We consider the proximal form of a bundle algorithm for minimizing a nonsmooth convex function, assuming that the function and subgradient values are evaluated approximately. We show how these approximations should be controlled in order to satisfy the desired optimality tolerance. For example, this is relevant in the context of Lagrangian relaxation, where obtaining exact information about the function and subgradient values involves solving exactly a certain optimization problem, which can be relatively costly (and as we show, in any case unnecessary). We show that approximation with some finite precision is sufficient in this setting and give an explicit characterization of this precision.
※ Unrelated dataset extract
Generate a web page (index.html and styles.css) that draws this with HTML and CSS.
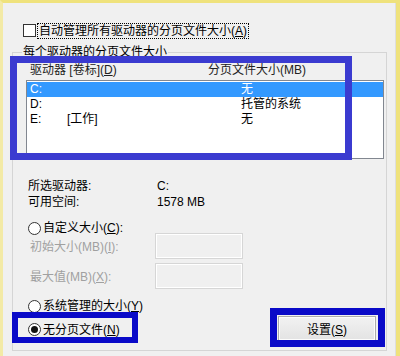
FILE: index.html
```html
<!DOCTYPE html>
<html lang="zh-CN">
<head>
    <meta charset="UTF-8">
    <meta name="viewport" content="width=device-width, initial-scale=1.0">
    <title>虚拟内存</title>
    <link rel="stylesheet" href="styles.css">
</head>
<body>
    <div class="window">
        <div class="panel">
            <div class="auto-row">
                <span class="checkbox"></span>
                <span class="focus-text">自动管理所有驱动器的分页文件大小(<u>A</u>)</span>
            </div>

            <fieldset class="group">
                <legend>每个驱动器的分页文件大小</legend>

                <div class="list-head">
                    <span class="col-drive">驱动器 [卷标](<u>D</u>)</span>
                    <span class="col-size">分页文件大小(MB)</span>
                </div>

                <ul class="drive-list">
                    <li class="selected"><span class="col-drive"><span class="letter">C:</span></span><span class="col-size">无</span></li>
                    <li><span class="col-drive"><span class="letter">D:</span></span><span class="col-size">托管的系统</span></li>
                    <li><span class="col-drive"><span class="letter">E:</span>[工作]</span><span class="col-size">无</span></li>
                </ul>

                <div class="info-row first">
                    <span class="info-label">所选驱动器:</span>
                    <span class="info-value">C:</span>
                </div>
                <div class="info-row">
                    <span class="info-label">可用空间:</span>
                    <span class="info-value">1578 MB</span>
                </div>

                <div class="radio-row custom">
                    <span class="radio"></span>
                    <span>自定义大小(<u>C</u>):</span>
                </div>
                <div class="size-row">
                    <span class="size-label">初始大小(MB)(<u>I</u>):</span>
                    <span class="size-input"></span>
                </div>
                <div class="size-row">
                    <span class="size-label">最大值(MB)(<u>X</u>):</span>
                    <span class="size-input"></span>
                </div>

                <div class="radio-row system">
                    <span class="radio"></span>
                    <span>系统管理的大小(<u>Y</u>)</span>
                </div>

                <div class="bottom-row">
                    <div class="radio-row">
                        <span class="radio checked"></span>
                        <span>无分页文件(<u>N</u>)</span>
                    </div>
                    <button class="btn" type="button">设置(<u>S</u>)</button>
                </div>
            </fieldset>
        </div>

        <!-- highlight marks drawn over the dialog -->
        <div class="mark mark-list"></div>
        <div class="mark mark-radio"></div>
        <div class="mark mark-button"></div>
    </div>
</body>
</html>
```

FILE: styles.css
```css
* {
    box-sizing: border-box;
    margin: 0;
    padding: 0;
}

body {
    width: 400px;
    height: 356px;
    overflow: hidden;
    background-color: #f0f0f0;
    font-family: "Liberation Sans", "Noto Sans CJK SC", sans-serif;
    font-size: 12px;
    color: #000;
}

u {
    text-decoration: underline;
    text-underline-offset: 1px;
}

.window {
    position: relative;
    width: 400px;
    height: 356px;
    border-top: 3px solid #efe27c;
    border-left: 3px solid #f3eaa6;
    border-right: 4px solid #efe27c;
}

.panel {
    height: 100%;
    border-right: 1px solid #dedede;
    padding-top: 20px;
}

.auto-row {
    display: flex;
    align-items: center;
    height: 15px;
    padding-left: 20px;
}

.checkbox {
    flex: none;
    width: 13px;
    height: 13px;
    margin-right: 2px;
    background-color: #fff;
    border: 1px solid #333;
}

.focus-text {
    line-height: 13px;
    padding: 1px 1px 0;
    outline: 1px dotted #000;
}

.group {
    margin: 7px 0 0 9px;
    width: 375px;
    height: 306px;
    border: 1px solid #d5d5d5;
    padding: 0;
    min-width: 0;
}

.group legend {
    margin-left: 9px;
    padding: 0 1px;
    line-height: 14px;
}

.list-head {
    display: flex;
    margin-top: 4px;
    height: 14px;
    line-height: 14px;
    padding-left: 17px;
    color: #222;
}

.list-head .col-drive {
    width: 178px;
}

.drive-list {
    list-style: none;
    margin: 3px 0 0 13px;
    width: 358px;
    height: 79px;
    background-color: #fff;
    border: 1px solid #828790;
    padding-top: 1px;
}

.drive-list li {
    display: flex;
    height: 15px;
    line-height: 15px;
    padding-left: 3px;
}

.drive-list .col-drive {
    width: 211px;
}

.drive-list .letter {
    display: inline-block;
    width: 37px;
}

.drive-list li.selected {
    background-color: #3399ff;
    color: #fff;
}

.info-row {
    display: flex;
    height: 16px;
    line-height: 16px;
    padding-left: 15px;
}

.info-row.first {
    margin-top: 19px;
}

.info-label {
    width: 129px;
}

.radio-row {
    display: flex;
    align-items: center;
    gap: 2px;
    height: 16px;
    line-height: 16px;
    padding-left: 15px;
}

.radio-row.custom {
    margin-top: 10px;
    margin-bottom: -3px;
}

.radio-row.system {
    margin-top: 9px;
}

.radio {
    position: relative;
    width: 13px;
    height: 13px;
    border-radius: 50%;
    border: 1px solid #333;
    background-color: #fff;
}

.radio.checked::after {
    content: "";
    position: absolute;
    left: 2px;
    top: 2px;
    width: 7px;
    height: 7px;
    border-radius: 50%;
    background-color: #111;
}

.size-row {
    display: flex;
    align-items: center;
    height: 26px;
    padding-left: 17px;
    margin-bottom: 4px;
    color: #a0a0a0;
}

.size-label {
    width: 125px;
    padding-bottom: 1px;
}

.size-input {
    width: 88px;
    height: 26px;
    border: 1px solid #d6d6d6;
    box-shadow: inset 0 0 0 1px #fff;
    background-color: #f0f0f0;
}

.bottom-row {
    display: flex;
    justify-content: space-between;
    align-items: center;
    margin-top: 1px;
    height: 26px;
    padding-right: 10px;
}

.bottom-row .radio-row {
    padding-top: 3px;
}

.btn {
    width: 98px;
    height: 25px;
    font-family: inherit;
    font-size: 12px;
    color: #000;
    background: linear-gradient(#f2f2f2, #e3e3e3);
    border: 1px solid #acacac;
    box-shadow: inset 0 0 0 1px #fcfcfc;
}

.mark {
    position: absolute;
    border-style: solid;
}

.mark-list {
    left: 7px;
    top: 53px;
    width: 342px;
    height: 104px;
    border-width: 7px;
    border-color: #3b3bd0;
}

.mark-radio {
    left: 9px;
    top: 309px;
    width: 126px;
    height: 31px;
    border-width: 6px;
    border-color: #0a0ac8;
}

.mark-button {
    left: 267px;
    top: 305px;
    width: 115px;
    height: 39px;
    border-width: 7px;
    border-color: #0a0ac8;
}
```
Alternatively, our result can be viewed as a stability analysis of standard proximal bundle methods, as it answers the following question: for a given approximation error, what kind of approximate solution can be obtained and how does it depend on the magnitude of the perturbation?

Suggested Citation

  • M. V. Solodov, 2003. "On Approximations with Finite Precision in Bundle Methods for Nonsmooth Optimization," Journal of Optimization Theory and Applications, Springer, vol. 119(1), pages 151-165, October.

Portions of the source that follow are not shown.